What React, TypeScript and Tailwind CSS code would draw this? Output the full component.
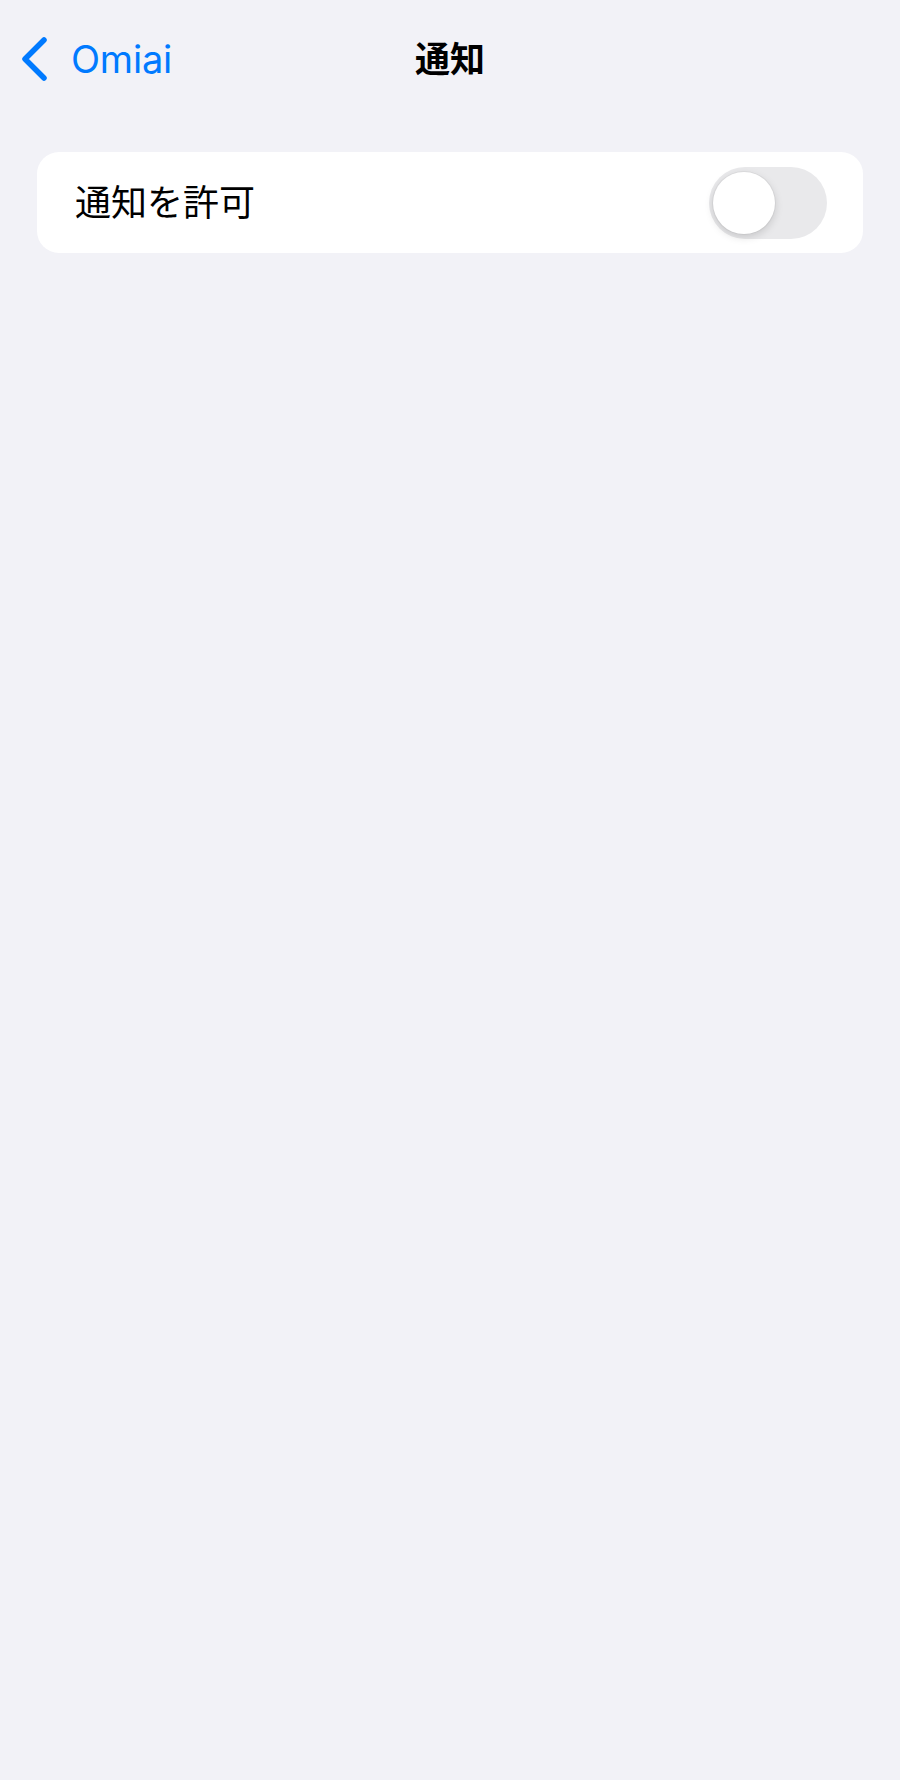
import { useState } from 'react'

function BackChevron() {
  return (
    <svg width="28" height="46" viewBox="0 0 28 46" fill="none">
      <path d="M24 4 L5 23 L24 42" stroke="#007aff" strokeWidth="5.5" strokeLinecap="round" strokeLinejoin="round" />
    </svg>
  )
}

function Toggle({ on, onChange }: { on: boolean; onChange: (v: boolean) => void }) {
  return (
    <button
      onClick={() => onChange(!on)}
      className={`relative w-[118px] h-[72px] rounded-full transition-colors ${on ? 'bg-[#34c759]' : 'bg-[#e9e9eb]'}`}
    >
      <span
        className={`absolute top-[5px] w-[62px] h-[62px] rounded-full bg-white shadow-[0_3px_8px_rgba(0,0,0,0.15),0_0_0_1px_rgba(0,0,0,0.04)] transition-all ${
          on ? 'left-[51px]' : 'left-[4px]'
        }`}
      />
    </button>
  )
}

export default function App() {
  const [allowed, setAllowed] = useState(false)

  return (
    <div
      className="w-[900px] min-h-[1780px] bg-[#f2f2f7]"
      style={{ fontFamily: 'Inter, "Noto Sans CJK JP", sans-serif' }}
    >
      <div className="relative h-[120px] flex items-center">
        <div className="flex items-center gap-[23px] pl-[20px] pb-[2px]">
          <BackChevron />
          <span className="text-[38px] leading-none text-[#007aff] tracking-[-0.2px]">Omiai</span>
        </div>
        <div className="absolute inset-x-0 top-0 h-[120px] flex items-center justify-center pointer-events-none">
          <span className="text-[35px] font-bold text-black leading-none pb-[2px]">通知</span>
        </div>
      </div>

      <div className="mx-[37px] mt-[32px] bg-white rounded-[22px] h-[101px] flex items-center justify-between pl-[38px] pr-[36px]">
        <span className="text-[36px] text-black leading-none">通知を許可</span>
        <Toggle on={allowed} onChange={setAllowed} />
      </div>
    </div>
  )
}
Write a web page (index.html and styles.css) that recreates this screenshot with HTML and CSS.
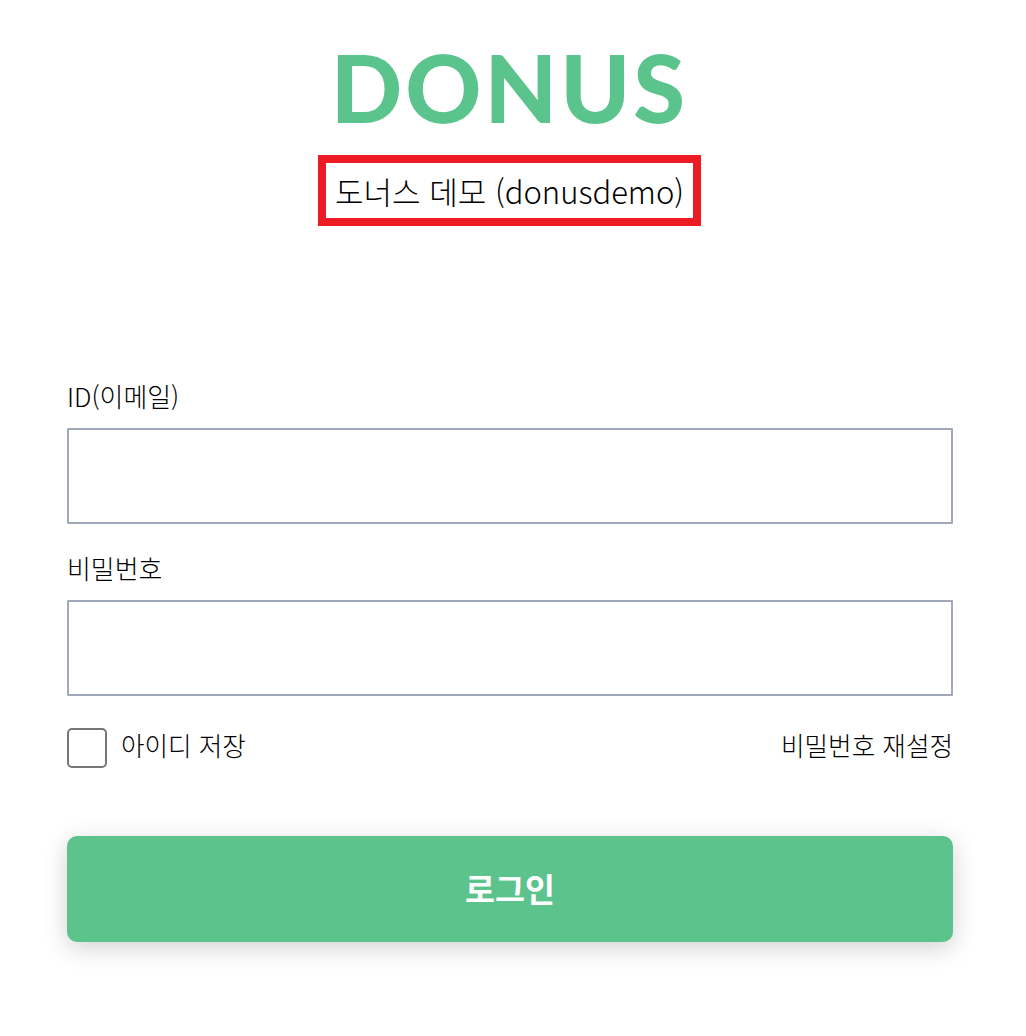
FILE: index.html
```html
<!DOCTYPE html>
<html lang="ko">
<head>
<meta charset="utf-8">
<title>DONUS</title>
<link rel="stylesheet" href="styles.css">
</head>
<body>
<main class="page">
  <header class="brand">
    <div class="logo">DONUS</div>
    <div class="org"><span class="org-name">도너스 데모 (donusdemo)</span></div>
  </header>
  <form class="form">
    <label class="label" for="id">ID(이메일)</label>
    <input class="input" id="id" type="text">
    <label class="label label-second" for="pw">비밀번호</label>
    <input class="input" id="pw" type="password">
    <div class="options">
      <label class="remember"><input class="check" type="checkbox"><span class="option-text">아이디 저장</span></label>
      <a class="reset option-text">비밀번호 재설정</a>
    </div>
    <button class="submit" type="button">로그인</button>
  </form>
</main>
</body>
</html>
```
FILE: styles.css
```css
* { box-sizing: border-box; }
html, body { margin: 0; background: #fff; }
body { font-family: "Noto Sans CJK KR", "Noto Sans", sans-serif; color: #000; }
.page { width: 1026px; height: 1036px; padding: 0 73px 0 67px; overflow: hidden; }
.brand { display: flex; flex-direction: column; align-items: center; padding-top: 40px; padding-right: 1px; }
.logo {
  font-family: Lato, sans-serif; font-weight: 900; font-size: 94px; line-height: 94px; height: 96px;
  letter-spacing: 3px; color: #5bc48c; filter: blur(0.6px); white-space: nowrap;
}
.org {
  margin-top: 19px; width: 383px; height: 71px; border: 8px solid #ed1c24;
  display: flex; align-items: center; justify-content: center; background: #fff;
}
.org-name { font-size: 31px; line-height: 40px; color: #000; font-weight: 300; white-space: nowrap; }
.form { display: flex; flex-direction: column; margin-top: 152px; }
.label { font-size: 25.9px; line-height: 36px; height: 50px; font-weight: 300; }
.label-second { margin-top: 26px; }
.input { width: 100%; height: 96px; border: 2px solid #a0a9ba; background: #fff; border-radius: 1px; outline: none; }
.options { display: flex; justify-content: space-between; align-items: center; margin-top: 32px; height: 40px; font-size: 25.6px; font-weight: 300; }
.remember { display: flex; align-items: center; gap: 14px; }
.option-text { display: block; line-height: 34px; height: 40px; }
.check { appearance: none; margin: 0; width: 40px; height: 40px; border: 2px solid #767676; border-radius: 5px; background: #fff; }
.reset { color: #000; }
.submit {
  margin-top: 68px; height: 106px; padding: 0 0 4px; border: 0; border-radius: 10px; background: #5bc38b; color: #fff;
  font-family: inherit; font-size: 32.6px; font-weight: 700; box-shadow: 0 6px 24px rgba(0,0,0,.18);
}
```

- - - -

■ TASK BRIEF: Repeat the records above verbatim, with no pictures in the result.

■ EXERCISE OUTPUT:
What React, TypeScript and Tailwind CSS code would draw this? Output the full component.
import { useState } from 'react'

function BackChevron() {
  return (
    <svg width="28" height="46" viewBox="0 0 28 46" fill="none">
      <path d="M24 4 L5 23 L24 42" stroke="#007aff" strokeWidth="5.5" strokeLinecap="round" strokeLinejoin="round" />
    </svg>
  )
}

function Toggle({ on, onChange }: { on: boolean; onChange: (v: boolean) => void }) {
  return (
    <button
      onClick={() => onChange(!on)}
      className={`relative w-[118px] h-[72px] rounded-full transition-colors ${on ? 'bg-[#34c759]' : 'bg-[#e9e9eb]'}`}
    >
      <span
        className={`absolute top-[5px] w-[62px] h-[62px] rounded-full bg-white shadow-[0_3px_8px_rgba(0,0,0,0.15),0_0_0_1px_rgba(0,0,0,0.04)] transition-all ${
          on ? 'left-[51px]' : 'left-[4px]'
        }`}
      />
    </button>
  )
}

export default function App() {
  const [allowed, setAllowed] = useState(false)

  return (
    <div
      className="w-[900px] min-h-[1780px] bg-[#f2f2f7]"
      style={{ fontFamily: 'Inter, "Noto Sans CJK JP", sans-serif' }}
    >
      <div className="relative h-[120px] flex items-center">
        <div className="flex items-center gap-[23px] pl-[20px] pb-[2px]">
          <BackChevron />
          <span className="text-[38px] leading-none text-[#007aff] tracking-[-0.2px]">Omiai</span>
        </div>
        <div className="absolute inset-x-0 top-0 h-[120px] flex items-center justify-center pointer-events-none">
          <span className="text-[35px] font-bold text-black leading-none pb-[2px]">通知</span>
        </div>
      </div>

      <div className="mx-[37px] mt-[32px] bg-white rounded-[22px] h-[101px] flex items-center justify-between pl-[38px] pr-[36px]">
        <span className="text-[36px] text-black leading-none">通知を許可</span>
        <Toggle on={allowed} onChange={setAllowed} />
      </div>
    </div>
  )
}
Write a web page (index.html and styles.css) that recreates this screenshot with HTML and CSS.
FILE: index.html
```html
<!DOCTYPE html>
<html lang="ko">
<head>
<meta charset="utf-8">
<title>DONUS</title>
<link rel="stylesheet" href="styles.css">
</head>
<body>
<main class="page">
  <header class="brand">
    <div class="logo">DONUS</div>
    <div class="org"><span class="org-name">도너스 데모 (donusdemo)</span></div>
  </header>
  <form class="form">
    <label class="label" for="id">ID(이메일)</label>
    <input class="input" id="id" type="text">
    <label class="label label-second" for="pw">비밀번호</label>
    <input class="input" id="pw" type="password">
    <div class="options">
      <label class="remember"><input class="check" type="checkbox"><span class="option-text">아이디 저장</span></label>
      <a class="reset option-text">비밀번호 재설정</a>
    </div>
    <button class="submit" type="button">로그인</button>
  </form>
</main>
</body>
</html>
```
FILE: styles.css
```css
* { box-sizing: border-box; }
html, body { margin: 0; background: #fff; }
body { font-family: "Noto Sans CJK KR", "Noto Sans", sans-serif; color: #000; }
.page { width: 1026px; height: 1036px; padding: 0 73px 0 67px; overflow: hidden; }
.brand { display: flex; flex-direction: column; align-items: center; padding-top: 40px; padding-right: 1px; }
.logo {
  font-family: Lato, sans-serif; font-weight: 900; font-size: 94px; line-height: 94px; height: 96px;
  letter-spacing: 3px; color: #5bc48c; filter: blur(0.6px); white-space: nowrap;
}
.org {
  margin-top: 19px; width: 383px; height: 71px; border: 8px solid #ed1c24;
  display: flex; align-items: center; justify-content: center; background: #fff;
}
.org-name { font-size: 31px; line-height: 40px; color: #000; font-weight: 300; white-space: nowrap; }
.form { display: flex; flex-direction: column; margin-top: 152px; }
.label { font-size: 25.9px; line-height: 36px; height: 50px; font-weight: 300; }
.label-second { margin-top: 26px; }
.input { width: 100%; height: 96px; border: 2px solid #a0a9ba; background: #fff; border-radius: 1px; outline: none; }
.options { display: flex; justify-content: space-between; align-items: center; margin-top: 32px; height: 40px; font-size: 25.6px; font-weight: 300; }
.remember { display: flex; align-items: center; gap: 14px; }
.option-text { display: block; line-height: 34px; height: 40px; }
.check { appearance: none; margin: 0; width: 40px; height: 40px; border: 2px solid #767676; border-radius: 5px; background: #fff; }
.reset { color: #000; }
.submit {
  margin-top: 68px; height: 106px; padding: 0 0 4px; border: 0; border-radius: 10px; background: #5bc38b; color: #fff;
  font-family: inherit; font-size: 32.6px; font-weight: 700; box-shadow: 0 6px 24px rgba(0,0,0,.18);
}
```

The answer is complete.